A única sondagem que aplicou esta metodologia nestas eleições legislativas de 12 de dezembro foi publicada pelo jornal The Times no final de novembro e concluiu em geral o mesmo que as outras sondagens, ou seja, que o Partido Conservador vai ter uma maioria absoluta confortável.

O académico John Curtice, descrito muitas vezes como “guru das sondagens” devido à experiência e idoneidade, adiantou que estas eleições estão a ser marcadas pelo Brexit e que o Partido Conservador conseguiu concentrar mais votos dos eleitores eurocéticos do que o Trabalhista dos eleitores pró-europeus.

“Os Conservadores têm agora 70% dos votos dos eleitores favoráveis à saída, enquanto que o Labour tem apenas metade do voto dos que querem ficar [na União Europeia]. E é esse diferencial que é absolutamente central para o resultado provável destas eleições”, disse, num encontro com jornalistas estrangeiros.

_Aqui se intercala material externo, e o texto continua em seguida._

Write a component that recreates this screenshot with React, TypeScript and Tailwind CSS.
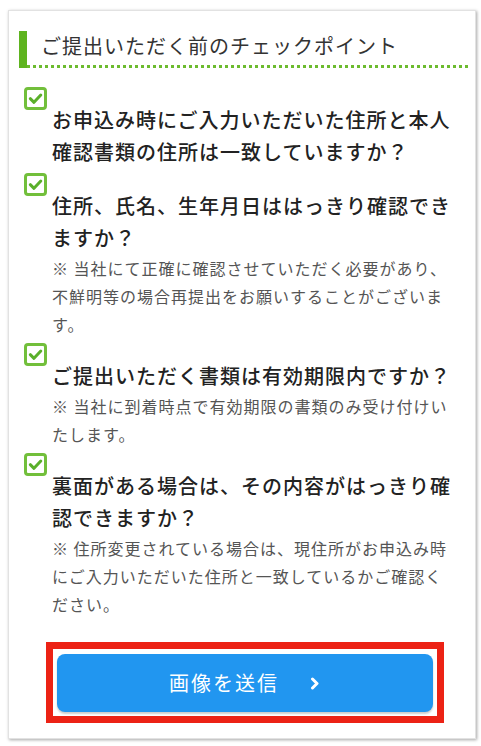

Mas também lembrou exemplos de eleições com reviravoltas dramáticas como, por exemplo, em fevereiro de 1974, quando o primeiro-ministro conservador, Edward Heath, conseguiu mais votos, mas elegeu menos três deputados do que o trabalhista Harold Wilson.

“Nem o modelo MRP nem as sondagens normais nos dizem o que pode acontecer nos próximos dias, nem se as coisas podem mudar“, alertou Joe Greenwood, académico da universidade London School of Economics, especialista em opinião pública e participação política.

Uma das dificuldades das previsões eleitorais no Reino Unido é o sistema de voto de maioria simples [First Past the Post] em círculos uninominais, onde as vitórias podem ser influenciadas por fatores locais e decididas por poucos votos.

Os especialistas concordam que, atualmente, Boris Johnson encaminha-se para uma maioria absoluta dos 650 assentos da Câmara dos Comuns, cuja proporção pode variar, mas se a margem para o Partido Trabalhista descer para apenas 6%, o risco de um Parlamento dividido é maior.

“O desafio com o sistema eleitoral britânico é que não temos representação proporcional. É possível obter 35% dos votos, como Tony Blair [em 2005] e conseguir uma maioria, ou 36% como David Cameron [em 2010] e não ter deputados suficientes e ser obrigado a formar uma coligação”, explicou Ben Page à Lusa.